Le Lion itself is perhaps the best evidence that this strategy works well for the duo. Since its opening, the bar has received several awards, notably having been voted one of the “50 best bars in the world.” This is owed in part to one of Jörg’s liquid creations, the Gin Basil Smash, which has quickly become a cocktail icon since its invention in 2008. It’s not like the friends to rest on their laurels, however. They prefer to keep coming up with new inventions. In 2012, Jörg rediscovered the so-called highball, a beverage genre long forgotten. The highball is a short drink served in ice-cold glasses with massive ice cubes — a kind of espresso among alcoholic beverages, quickly mixed and ready to drink, but also effective thanks to its high alcohol proof content.

With the Boilerman Bar in Eppendorf, Hamburg, Jörg and Rainer have dedicated an entire location to the highball; a concept that has proved so successful that they’re also adapting it for the 25hours Hotels. And that makes for an excellent fit. After all, a sophisticated drinking culture has always been a top priority in hotel bars. The first Boilerman Bar opened at the 25hours Hotel Altes Hafenamt Hamburg, and in 2017 a further branch was added to Munich’s The Royal Bavarian, which quickly became a meeting place for guests and locals alike — just like at the Cinchona Bar, found in the 25hours Hotel Langstrasse Zurich, which is also based around the highball concept. Jörg and Rainer have long since become 25hours Hotels bar experts.

It’s no wonder, then, that the duo was also involved in the planning of the new 25hours Hotel Das Tour Düsseldorf, for which they developed The Paris Club: a French-inspired pairing of a bar and, for the first time, a restaurant, with good drinks, classic fare, and new interpretations of Parisian bistro culture on the menu. When COMPANION asked Rainer and Jörg to contribute a recipe for this issue, they soon settled on a food pairing: a drink that’s complemented and completed by a dish — or is it the other way around? No matter. Either way, it’s akin to the well-balanced harmony of a close friendship.
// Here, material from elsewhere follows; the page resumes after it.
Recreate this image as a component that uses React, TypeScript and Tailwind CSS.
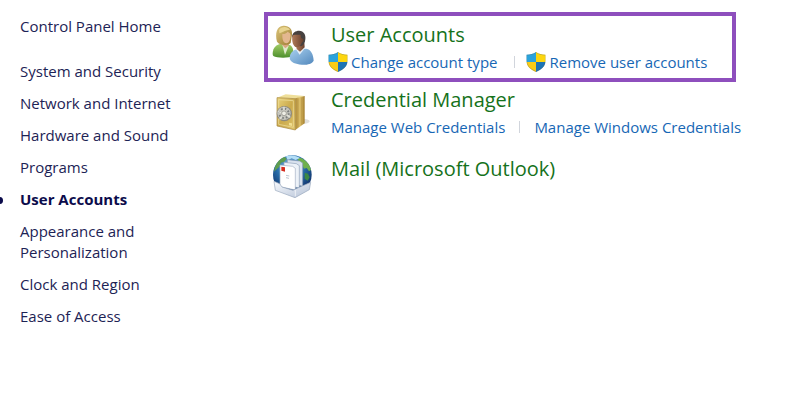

For their COMPANION pairing, Jörg and Rainer have chosen a Dubonnet Highball based on the French aperitif Dubonnet. The drink is an aromatized wine on ice mixed with soda, “a light drink that we always drink even when we don’t really want to drink,” says Jörg with a laugh. After all, the two can’t afford to have a more persistent buzz in their everyday lives than their guests. The Merguez Frites sandwich is an exquisite match: a fast-food snack popular in France that is itself a culinary collaboration between French food culture, with its baguettes and fries, and the culinary influence of Moroccan immigrants through the spicy merguez sausage. The best thing about this food pairing? It can be prepared quickly, so there’s more time to spend with the friends you invite to share it with. Bon appétit!

 

RECIPE

For the Dubonnet Highball

50 ml Dubonnet Rouge

100 ml cold soda

1 large ice cube

1 fresh organic lemon

lemon zest

Ready in no time. Place one or two large ice cubes into an iced glass. Add 50 ml Dubonnet Rouge, 100 ml ice-cold soda, and a few splashes of lemon juice for freshness. Garnish with a sliver of lemon zest — a final flourish that lends the drink a nice two-tone appearance.

Tip: for professionals, the quality of the ice cubes is crucial. The clearer they are, the slower they melt — and the less watery the highball tastes. Boil the water twice before freezing, or increase the sub-zero temperatures in the freezer.

 

For the Merguez Frites

1 medium baguette

2 merguez sausages

3 large potatoes

4 tbsp harissa

Ketchup

Oil for frying and deep frying

Quickly fry the merguez sausages so they are almost black when removed from the pan. In the meantime, cut open the baguette lengthwise and hollow it out slightly — the merguez will later  be placed in the resulting groove. Brush the inside of the baguette with the slightly spicy harissa paste. If you like, add a little ketchup for extra flavor. Finally, top the sandwich with french fries. Anyone short on time can opt for frozen ones.

If, on the other hand, you own a deep fryer, cut the potatoes into long sticks. They’ll also get crispy in the oven at 250 degrees Celsius. The spicy Merguez Frites is best enjoyed hot with the ice-cold Dubonnet Highball.